House Intelligence Committee has video and audio recordings from Giuliani associate Lev Parnas

Indicted Giuliani pal has submitted the materials to House panel in response to a congressional subpoena

Published November 25, 2019 11:58AM (EST)

Lev Parnas (Drew Angerer/Getty Images)
Lev Parnas (Drew Angerer/Getty Images)

Lev Parnas, a close associate of President Donald Trump's personal lawyer, Rudy Giuliani, has reportedly provided photos, video, audio recordings and documents to the House Intelligence Committee related to efforts to pressure Ukraine to open investigations that would benefit Trump.

ABC News reported Sunday that Parnas had submitted the materials to the panel in response to a congressional subpoena, though some of the information requested by lawmakers is in the hands of federal investigators in New York. The material reportedly contains audio, video and photos that include Trump and Giuliani, but it remains unclear what exactly what events or conversations were recorded. The committee reportedly obtained the material last week.

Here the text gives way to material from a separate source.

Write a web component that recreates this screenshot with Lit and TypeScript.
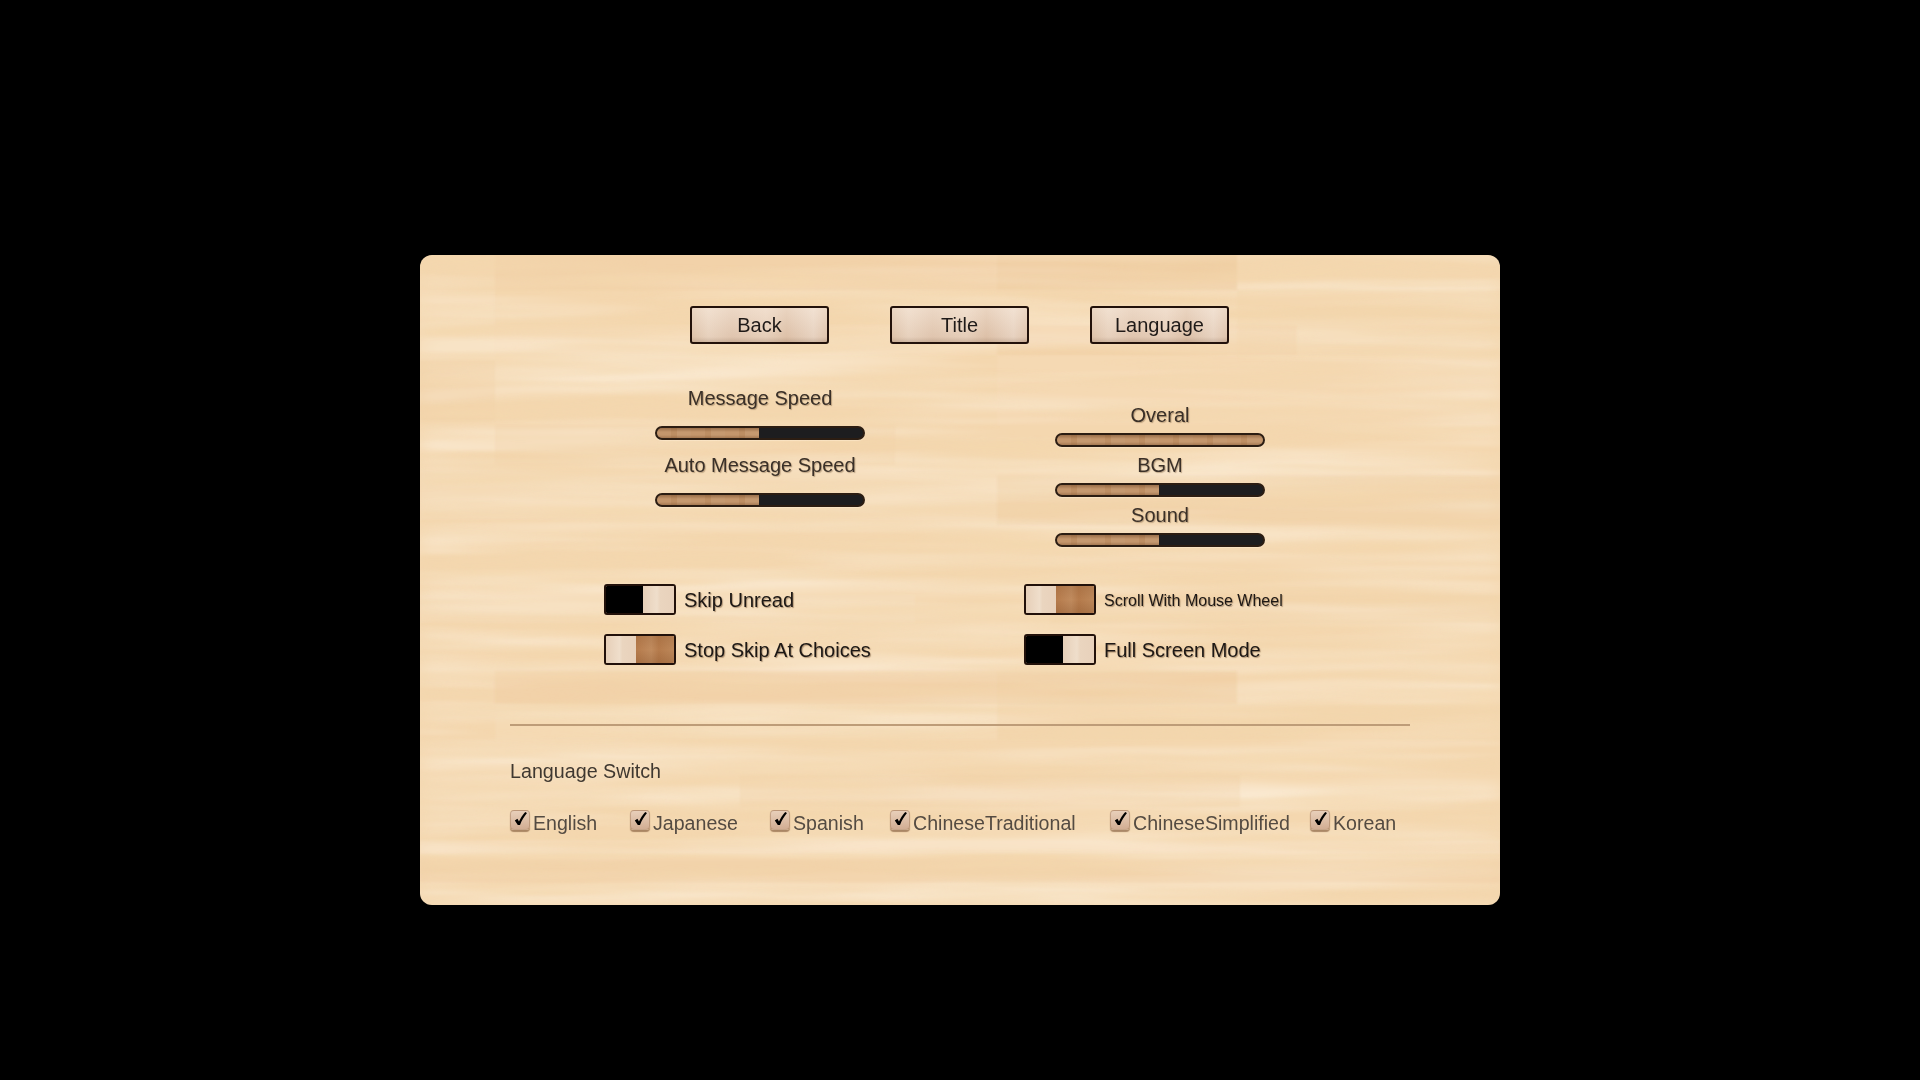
import { LitElement, html, css, svg } from "lit";
import { customElement } from "lit/decorators.js";

const PLANKS: [number, number, number, number, string, number][] = [
  [75, 0, 502, 35, "#eec79a", 0.3],
  [577, 0, 240, 35, "#e9bd8c", 0.3],
  [0, 35, 75, 70, "#f8e3c6", 0.3],
  [0, 105, 75, 60, "#eecba0", 0.25],
  [75, 70, 502, 30, "#f8e2c5", 0.3],
  [577, 70, 300, 30, "#eec79a", 0.25],
  [817, 35, 263, 70, "#f3d3aa", 0.3],
  [75, 170, 400, 40, "#eecba0", 0.2],
  [577, 100, 503, 70, "#f8e2c5", 0.2],
  [0, 215, 577, 50, "#f9e4c8", 0.25],
  [577, 220, 503, 50, "#edc89b", 0.2],
  [75, 416, 502, 33, "#eec79a", 0.28],
  [577, 416, 240, 33, "#e9bd8c", 0.28],
  [0, 340, 495, 28, "#f8e3c6", 0.25],
  [630, 340, 450, 28, "#f0cfa5", 0.25],
  [75, 449, 502, 36, "#f8e2c5", 0.25],
  [577, 449, 503, 36, "#f3d3aa", 0.3],
  [320, 520, 500, 32, "#f0cca0", 0.25],
  [0, 585, 1080, 14, "#f9e6cc", 0.4],
  [0, 605, 1080, 22, "#eecba0", 0.3],
];

const LANGS = ["English", "Japanese", "Spanish", "ChineseTraditional", "ChineseSimplified", "Korean"];

@customElement("app-root")
export class AppRoot extends LitElement {
  static styles = css`
    :host {
      display: flex;
      justify-content: center;
      align-items: flex-start;
      width: 1920px;
      height: 1080px;
      background: #000;
      overflow: hidden;
      font-family: "Liberation Sans", Arial, sans-serif;
      color: #2a2420;
    }
    .panel {
      position: relative;
      box-sizing: border-box;
      width: 1080px;
      height: 650px;
      margin-top: 255px;
      padding-top: 51px;
      border-radius: 12px;
      overflow: hidden;
      background: #f4d7af;
    }
    .wood {
      position: absolute;
      inset: 0;
      width: 100%;
      height: 100%;
    }
    .content {
      position: relative;
    }
    .buttons {
      display: flex;
      justify-content: center;
      gap: 61px;
      padding-right: 1px;
    }
    .btn {
      box-sizing: border-box;
      width: 139px;
      height: 38px;
      display: flex;
      align-items: center;
      justify-content: center;
      border: 2px solid #22110a;
      border-radius: 3px;
      font-size: 20px;
      color: #1f1a18;
      background:
        linear-gradient(180deg, rgba(255, 245, 235, 0.3), rgba(170, 125, 95, 0.08) 85%, rgba(120, 85, 60, 0.25)),
        linear-gradient(90deg, #e2c8b0, #ecd8c5 12%, #e4cbb5 30%, #ebd5c1 55%, #e1c6ae 70%, #ecd9c8 90%, #e4cab3);
    }
    .sliders {
      display: flex;
      justify-content: center;
      gap: 190px;
      margin-top: 39px;
    }
    .col {
      width: 210px;
      display: flex;
      flex-direction: column;
    }
    .col.right {
      margin-top: 17px;
      gap: 3px;
    }
    .col.left {
      gap: 10px;
    }
    .item {
      display: flex;
      flex-direction: column;
    }
    .col.left .item {
      gap: 13px;
    }
    .col.right .item {
      gap: 3px;
    }
    .lab {
      height: 30px;
      line-height: 30px;
      font-size: 20px;
      text-align: center;
      white-space: nowrap;
      color: #3a3028;
      text-shadow: 1px 1px 1px rgba(120, 90, 60, 0.45);
    }
    .track {
      box-sizing: border-box;
      height: 14px;
      border: 2px solid #2c1d12;
      border-radius: 7px;
      background: #1d1d1f;
      overflow: hidden;
      box-shadow: 0 1px 1px rgba(255, 240, 215, 0.5);
    }
    .fill {
      height: 100%;
      background:
        linear-gradient(180deg, rgba(90, 50, 20, 0.4), rgba(90, 50, 20, 0) 40%, rgba(90, 50, 20, 0) 70%, rgba(90, 50, 20, 0.3)),
        repeating-linear-gradient(90deg, #c4966c 0 14px, #bd8e63 14px 20px, #c59970 20px 34px);
    }
    .toggles {
      display: grid;
      grid-template-columns: 420px 420px;
      row-gap: 19px;
      margin: 37px 0 0 184px;
    }
    .row {
      display: flex;
      align-items: center;
      gap: 8px;
      height: 31px;
      font-size: 20px;
      color: #1d1815;
      white-space: nowrap;
      text-shadow: 1px 1px 1px rgba(120, 90, 60, 0.55);
    }
    .row span {
      padding-top: 2px;
    }
    .row.small {
      font-size: 16px;
    }
    .tg {
      box-sizing: border-box;
      width: 72px;
      height: 31px;
      flex: none;
      display: flex;
      border: 2px solid #22110a;
      border-radius: 3px;
      overflow: hidden;
    }
    .tg .light {
      background: linear-gradient(90deg, #e6cfb8, #efdecb 45%, #ead5bf 55%, #e8d1bb);
    }
    .tg .dark {
      background: #000;
      width: 37px;
    }
    .tg.off .light {
      flex: 1;
    }
    .tg.on .light {
      width: 30px;
    }
    .tg .brown {
      flex: 1;
      background:
        linear-gradient(180deg, rgba(110, 60, 25, 0.14), rgba(110, 60, 25, 0) 50%, rgba(110, 60, 25, 0.22)),
        linear-gradient(90deg, #b67b4c, #c08b5e 40%, #b57b4c 60%, #bd885a);
    }
    .rule {
      height: 2px;
      margin: 59px 90px 0;
      background: #bd9c78;
    }
    .switch {
      height: 30px;
      line-height: 29px;
      margin: 31px 90px 0;
      font-size: 19.7px;
      color: #3f3830;
    }
    .langs {
      display: grid;
      grid-template-columns: 120px 140px 120px 220px 200px auto;
      margin: 23px 90px 0;
    }
    .lang {
      display: flex;
      align-items: flex-start;
      gap: 3px;
      height: 30px;
      font-size: 19.6px;
      color: #544b42;
      white-space: nowrap;
    }
    .lang span {
      line-height: 26px;
    }
    .cb {
      box-sizing: border-box;
      width: 20px;
      height: 20px;
      flex: none;
      border-radius: 4px;
      background: linear-gradient(180deg, #e8cfba, #d2ae93);
      border: 1px solid rgba(165, 125, 92, 0.5);
      box-shadow: 0 2px 1px rgba(120, 78, 46, 0.6);
    }
    .cb svg {
      display: block;
      margin: -1px;
    }
  `;

  private slider(label: string, pct: number) {
    return html`<div class="item">
      <div class="lab">${label}</div>
      <div class="track"><div class="fill" style="width:${pct}%"></div></div>
    </div>`;
  }

  private toggle(label: string, on: boolean, small = false) {
    return html`<div class="row ${small ? "small" : ""}">
      <div class="tg ${on ? "on" : "off"}">
        ${on
          ? html`<div class="light"></div><div class="brown"></div>`
          : html`<div class="dark"></div><div class="light"></div>`}
      </div>
      <span>${label}</span>
    </div>`;
  }

  render() {
    return html`<div class="panel">
      <svg class="wood" viewBox="0 0 1080 650" preserveAspectRatio="none" aria-hidden="true">
        <defs>
          <filter id="streak" x="0" y="0" width="100%" height="100%">
            <feTurbulence type="fractalNoise" baseFrequency="0.004 0.06" numOctaves="3" seed="11" />
            <feColorMatrix values="0 0 0 0 0.90  0 0 0 0 0.68  0 0 0 0 0.42  1.7 0 0 0 -0.68" />
            <feGaussianBlur stdDeviation="8 0.8" />
          </filter>
          <filter id="light" x="0" y="0" width="100%" height="100%">
            <feTurbulence type="fractalNoise" baseFrequency="0.002 0.04" numOctaves="3" seed="29" />
            <feColorMatrix values="0 0 0 0 0.98  0 0 0 0 0.88  0 0 0 0 0.74  1.5 0 0 0 -0.55" />
            <feGaussianBlur stdDeviation="10 1" />
          </filter>
          <filter id="soft" x="-2%" y="-20%" width="104%" height="140%">
            <feGaussianBlur stdDeviation="1.2" />
          </filter>
        </defs>
        <rect width="1080" height="650" filter="url(#light)" />
        <g filter="url(#soft)">
          ${PLANKS.map(
            ([x, y, w, h, c, o]) => svg`<rect x=${x} y=${y} width=${w} height=${h} fill=${c} opacity=${o} />`
          )}
        </g>
        <rect width="1080" height="650" filter="url(#streak)" />
      </svg>
      <div class="content">
        <div class="buttons">
          <div class="btn">Back</div>
          <div class="btn">Title</div>
          <div class="btn">Language</div>
        </div>
        <div class="sliders">
          <div class="col left">
            ${this.slider("Message Speed", 49.5)}
            ${this.slider("Auto Message Speed", 49.5)}
          </div>
          <div class="col right">
            ${this.slider("Overal", 100)}
            ${this.slider("BGM", 49.5)}
            ${this.slider("Sound", 49.5)}
          </div>
        </div>
        <div class="toggles">
          ${this.toggle("Skip Unread", false)}
          ${this.toggle("Scroll With Mouse Wheel", true, true)}
          ${this.toggle("Stop Skip At Choices", true)}
          ${this.toggle("Full Screen Mode", false)}
        </div>
        <div class="rule"></div>
        <div class="switch">Language Switch</div>
        <div class="langs">
          ${LANGS.map(
            (l) => html`<div class="lang">
              <div class="cb">
                <svg width="20" height="20" viewBox="0 0 20 20">
                  <path d="M4.8 10.4 L7.4 8.8 L9 11.4 C10.6 8 12.6 4.8 15.2 2 L17 3 C14.2 6.6 11.8 10.2 10 15 L7.8 15 Z" fill="#000" />
                </svg>
              </div>
              <span>${l}</span>
            </div>`
          )}
        </div>
      </div>
    </div>`;
  }
}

"Mr. Parnas has vociferously and publicly asserted his wish to comply with his previously issued subpoena and to provide the House Intelligence Committee with truthful and important information that is in furtherance of justice, not to obstruct it," Parnas' attorney, Joseph A. Bondy, said in a statement Sunday. "His evidence and potential testimony is non-partisan, and not intended to be part of a battle between the left and the right, but rather an aid in the determination by our government of what is in the best interests of our nation."

Parnas, a Ukrainian-born American businessman, was subpoenaed last month by House committees. His associate, Igor Fruman, was subpoenaed at the same time. The two men had previously announced through their attorney that they would comply with the subpoena.

Separate from the House impeachment inquiry, Parnas and Fruman were arrested last month at Dulles Airport near Washington holding one-way international tickets, and were then charged in a criminal campaign finance case in the Southern District of New York. They have been accused of circumventing campaign finance laws against foreign influence by "engaging in a scheme to funnel foreign candidates, campaigns and the candidates' governments," according to the indictment. Both have pleaded not guilty.

According to the indictment, Parnas and Fruman helped orchestrate the ouster of Marie Yovanovitch, the former U.S. ambassador to Ukraine, and aided in efforts to get Ukrainian officials to investigate the president's political rivals — matters at the center of the House impeachment inquiry.

In her testimony before Congress earlier this month, Yovanovitch said the two men had worked with Giuliani "to remove me from [my] post."

"I didn't understand that at all, because I had never met Mr. Parnas and Mr. Fruman, and so it was unclear to me why — why they were so interested — in doing this," she said.

Giuliani's relationship with Parnas and Fruman is itself the subject of a criminal investigation in the Southern District of New York, which Giuliani once headed as U.S. attorney. The case will have its next court date early next month, according to ABC News.

On Friday, Parnas' attorney told reporters that his client would comply with the subpoena and was prepared to tell congressional investigators about a meeting he had with the House Intelligence Committee's ranking member, Rep. Devin Nunes, R-Calif., and a Ukrainian prosecutor, in a bid to dig up politically damaging information on former Vice President Joe Biden, a leading candidate for the Democratic presidential nomination.

"Mr. Parnas learned from former Ukrainian Prosecutor General Viktor Shokin that Nunes had met with Shokin in Vienna last December," Bondy told CNN.